What is a coronavirus?
Coronaviruses belong to a family of RNA viruses first described in the 1960s. The name is derived from the Latin word for crown—corona. These viruses have a shared structural feature of a “crown” of proteins on their surface.
Is COVID-19 more serious than the flu or just more novel to us?
To date, the COVID-19 virus has a significantly higher mortality rate than seasonal influenza. However, because influenza spreads more efficiently at this time, the total number of deaths from seasonal influenza is significantly higher than that of COVID-19.
How is COVID-19 transmitted? What happens once a person is infected?
The most common route of transmission for coronaviruses is airborne via close personal contact with an infected individual such as coughing and sneezing. Direct contact with virus particles on inanimate objects has also been reported. Contamination via the fecal-oral route, such as from contaminated food or hand to mouth contact following improper handwashing, is rare but possible. Symptoms present between two and 14 days post-infection according to the Centers for Disease Control (CDC).
What are the primary symptoms of COVID-19?
In most cases, symptoms remain mild and include fever, cough, and shortness of breath. However, there is potential for more serious symptoms such as pneumonia and acute respiratory distress syndrome, both of which may lead to death.
Can this outbreak be compared to other outbreaks such as SARS, H1N1, or MERS? How so? What makes it different?
COVID-19, SARS, and MERS are all coronaviruses that began by circulating among animals and then acquired one or more mutations that enabled them to “jump” to humans. SARS and MERS proved to be highly lethal when they “jumped,” but they never adapted well for person-to-person transmission, so they did not lead to a high number of total cases.
COVID-19 is genetically very similar to SARS, which broke out in 2002 and 2003. The mortality rate of SARS was significantly higher, around 10 percent, but SARS did not infect as many people as COVID-19 has. Because of that, the total number of deaths from the COVID-19 infection has already surpassed that of SARS. The same is true when COVID-19 is compared to the highly lethal MERS coronavirus, which has killed approximately 34 percent of its victims since it was first discovered in 2012, but spreads much less efficiently than COVID-19.
COVID-19, while less lethal than SARS and MERS, has mutated in a way that allows for better person-to-person spread, leading to the high number of cases that have been reported in just over two months. For example, SARS topped out at just over 8,000 cases in the 2003 outbreak. According to the CDC, there are already more than 81,000 confirmed COVID-19 cases worldwide.

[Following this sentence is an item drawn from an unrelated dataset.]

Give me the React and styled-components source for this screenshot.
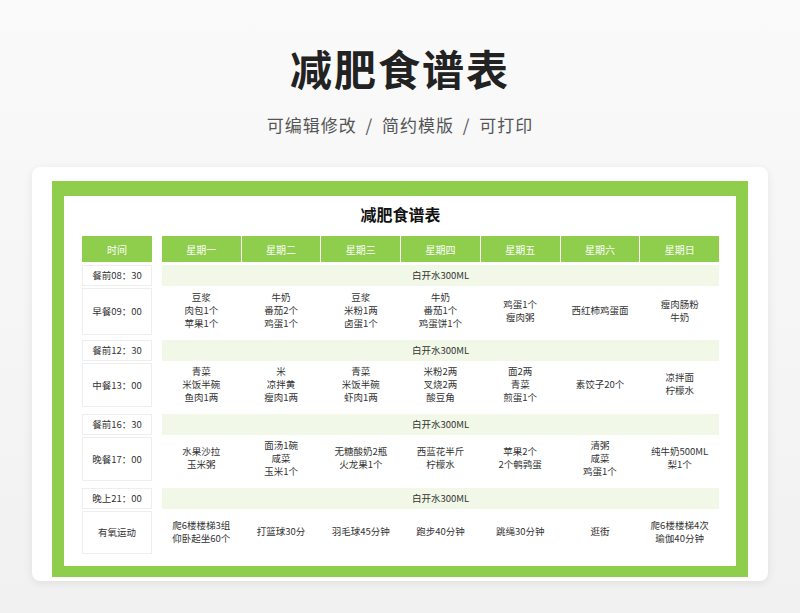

H1N1 Swine Flu had a lower mortality rate than seasonal flu, but it spread so efficiently that a very large number of deaths were still attributed to the outbreak.
What do people need to look for as the outbreak continues to develop? Is it wise to stay abreast of media coverage or are there better outlets for getting information?
With the rate at which COVID-19 is spreading and the confirmation of positive cases in 37 countries at the time of this writing, there are certainly concerns about the potential for a pandemic, though one has not officially been declared by the World Health Organization (WHO).
Based on the fact that in recent days the number of new cases being reported outside of China is higher than the number of new cases being reported in China, it is worthwhile to track the spread of COVID-19. In addition to following local and national news reports, daily updates are provided on the WHO and CDC websites.
How can people protect themselves against COVID-19?
The CDC recommends a number of measures to minimize risk of COVID-19 infection. These include a Level Three Warning to avoid non-essential travel to China, Italy, South Korea, and Iran (as of 3/2/2020). In addition to these travel recommendations, the CDC offers recommendations for prevention and treatment of COVID-19.